Bike-Share Lovers Have to Hotfoot It When Locks Won’t Open

(Beijing) — A widespread snarl-up in the system of one of China’s leading bike-sharing services during rush hour stranded thousands who have rapidly come to depend on rented two-wheelers as part of their daily commute.
Users in major cities complained online of a system error on Mobike, saying they were unable to unlock the company’s trademark orange and silver two-wheelers at about 9 a.m. on Thursday. Users normally can unlock the bikes by using a special app on their smartphones to scan a unique QR code on the back of each bike.
Most unlockable bikes in Beijing, Guangzhou, Shanghai and Nanjing were back in service after about an hour, according to a Chinese media report. However, some users on Friday told Caixin that many bikes were apparently still affected by the glitch, generating a “service unavailable” message when QR codes were scanned.

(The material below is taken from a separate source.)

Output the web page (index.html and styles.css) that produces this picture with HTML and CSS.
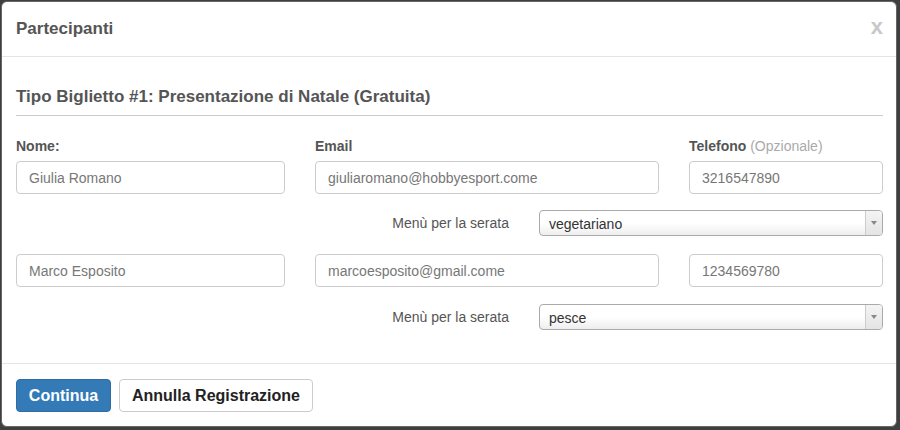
FILE: index.html
```html
<!DOCTYPE html>
<html lang="it">
<head>
<meta charset="utf-8">
<title>Partecipanti</title>
<link rel="stylesheet" href="styles.css">
</head>
<body>
<div class="modal">
  <div class="modal-header">
    <h4 class="modal-title">Partecipanti</h4>
    <span class="close">x</span>
  </div>
  <div class="modal-body">
    <h3 class="ticket-title">Tipo Biglietto #1: Presentazione di Natale (Gratuita)</h3>
    <div class="grid">
      <label class="lbl">Nome:</label>
      <label class="lbl">Email</label>
      <label class="lbl">Telefono <span class="opt">(Opzionale)</span></label>

      <div class="input">Giulia Romano</div>
      <div class="input">giuliaromano@hobbyesport.come</div>
      <div class="input">3216547890</div>

      <div class="menu-row">
        <span class="menu-lbl">Menù per la serata</span>
        <div class="select"><span class="sel-text">vegetariano</span><span class="arrow"></span></div>
      </div>

      <div class="input row2">Marco Esposito</div>
      <div class="input row2">marcoesposito@gmail.come</div>
      <div class="input row2">1234569780</div>

      <div class="menu-row last">
        <span class="menu-lbl">Menù per la serata</span>
        <div class="select"><span class="sel-text">pesce</span><span class="arrow"></span></div>
      </div>
    </div>
  </div>
  <div class="modal-footer">
    <button class="btn btn-primary">Continua</button>
    <button class="btn btn-default">Annulla Registrazione</button>
  </div>
</div>
</body>
</html>
```

FILE: styles.css
```css
html, body {
  margin: 0;
  padding: 0;
}
body {
  background: #3f3f3f;
  font-family: "Liberation Sans", Arial, sans-serif;
  width: 900px;
  height: 430px;
  overflow: hidden;
}
.modal {
  margin: 1px 0 0 1px;
  width: 896px;
  height: 426px;
  box-sizing: border-box;
  background: #fff;
  border: 1px solid #666;
  border-radius: 6px;
  overflow: hidden;
}
.modal-header {
  height: 55px;
  box-sizing: border-box;
  border-bottom: 1px solid #e5e5e5;
  padding: 0 13px 0 14px;
  display: flex;
  align-items: center;
  justify-content: space-between;
}
.modal-title {
  margin: 0;
  font-size: 17px;
  font-weight: bold;
  color: #555;
}
.close {
  font-size: 22px;
  font-weight: bold;
  color: #c8c8c8;
  line-height: 1;
  margin-top: -4px;
}
.modal-body {
  padding: 30px 13px 33px 14px;
}
.ticket-title {
  margin: 0;
  font-size: 17px;
  line-height: 20px;
  font-weight: bold;
  color: #555;
  padding-bottom: 8px;
  border-bottom: 1px solid #ccc;
}
.grid {
  display: grid;
  grid-template-columns: 269px 344px 194px;
  column-gap: 30px;
  padding-top: 22px;
}
.lbl {
  font-size: 14px;
  line-height: 16px;
  font-weight: bold;
  color: #555;
  margin-bottom: 7px;
}
.opt {
  font-weight: normal;
  color: #aaa;
}
.input {
  height: 33px;
  box-sizing: border-box;
  border: 1px solid #ccc;
  border-radius: 4px;
  padding: 0 12px;
  font-size: 14px;
  color: #777;
  display: flex;
  align-items: center;
}
.input.row2 {
  margin-top: 18px;
}
.menu-row {
  grid-column: 1 / 4;
  display: flex;
  justify-content: flex-end;
  align-items: center;
  gap: 30px;
  margin-top: 16px;
}
.menu-row.last {
  margin-top: 17px;
}
.menu-lbl {
  font-size: 14px;
  color: #555;
}
.select {
  width: 344px;
  height: 26px;
  box-sizing: border-box;
  border: 1px solid #aaa;
  border-radius: 4px;
  background: linear-gradient(#fff 0%, #fff 50%, #eee 100%);
  display: flex;
  align-items: center;
  padding-left: 9px;
  overflow: hidden;
}
.sel-text {
  flex: 1;
  font-size: 14px;
  color: #333;
  padding-top: 2px;
}
.arrow {
  width: 17px;
  height: 100%;
  box-sizing: border-box;
  border-left: 1px solid #ccc;
  background: linear-gradient(#f4f4f4, #e4e4e4);
  position: relative;
}
.arrow::after {
  content: "";
  position: absolute;
  left: 5px;
  top: 10px;
  border-left: 3px solid transparent;
  border-right: 3px solid transparent;
  border-top: 4px solid #888;
}
.modal-footer {
  border-top: 1px solid #e5e5e5;
  padding: 15px 14px;
  display: flex;
  gap: 8px;
}
.btn {
  height: 33px;
  box-sizing: border-box;
  border-radius: 4px;
  font-family: "Liberation Sans", Arial, sans-serif;
  font-size: 16px;
  font-weight: bold;
  padding: 0;
  margin: 0;
  cursor: pointer;
}
.btn-primary {
  background: #337ab7;
  border: 1px solid #2e6da4;
  color: #fff;
  width: 95px;
}
.btn-default {
  background: #fff;
  border: 1px solid #ccc;
  color: #222;
  width: 194px;
}
```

Shanghai-based operator Beijing Mobike Technology Co. confirmed the problem, although it did not elaborate on its cause or magnitude.
The error was felt by legions of morning riders who have come to rely on the ubiquitous bikes to travel to work each day. Services like Mobike’s differ from traditional sharing services because they allow users to start riding wherever they can find a bike, and then park it wherever they want when they are finished.
“When I scanned the code, its progress bar stopped at zero and would not move,” fumed one user on Friday near Sanlitun, a major business and shopping area in Beijing. “The app showed gibberish and I wasted more than 10 minutes trying to unlock a bike.”
Another rider complained about the worthlessness of the virtual coupons that Mobike issued to apologize to users for the outage.
“Do you know what it feels like to see piles of bikes, but not be able to ride a single one?” the user wrote on Weibo, China’s equivalent of Twitter.
This is not the first time a technical hiccup has affected one China’s two leading bike-sharing firms — Mobike and Ofo Inc. — each of which now boasts tens of millions of users. Users of both services say that both systems have experienced short periods of downtime since September when they started growing in popularity.
Such short-term outages could become more common as the companies spend billions of yuan in investment cash to attract millions of new riders and expand into a growing number of global markets.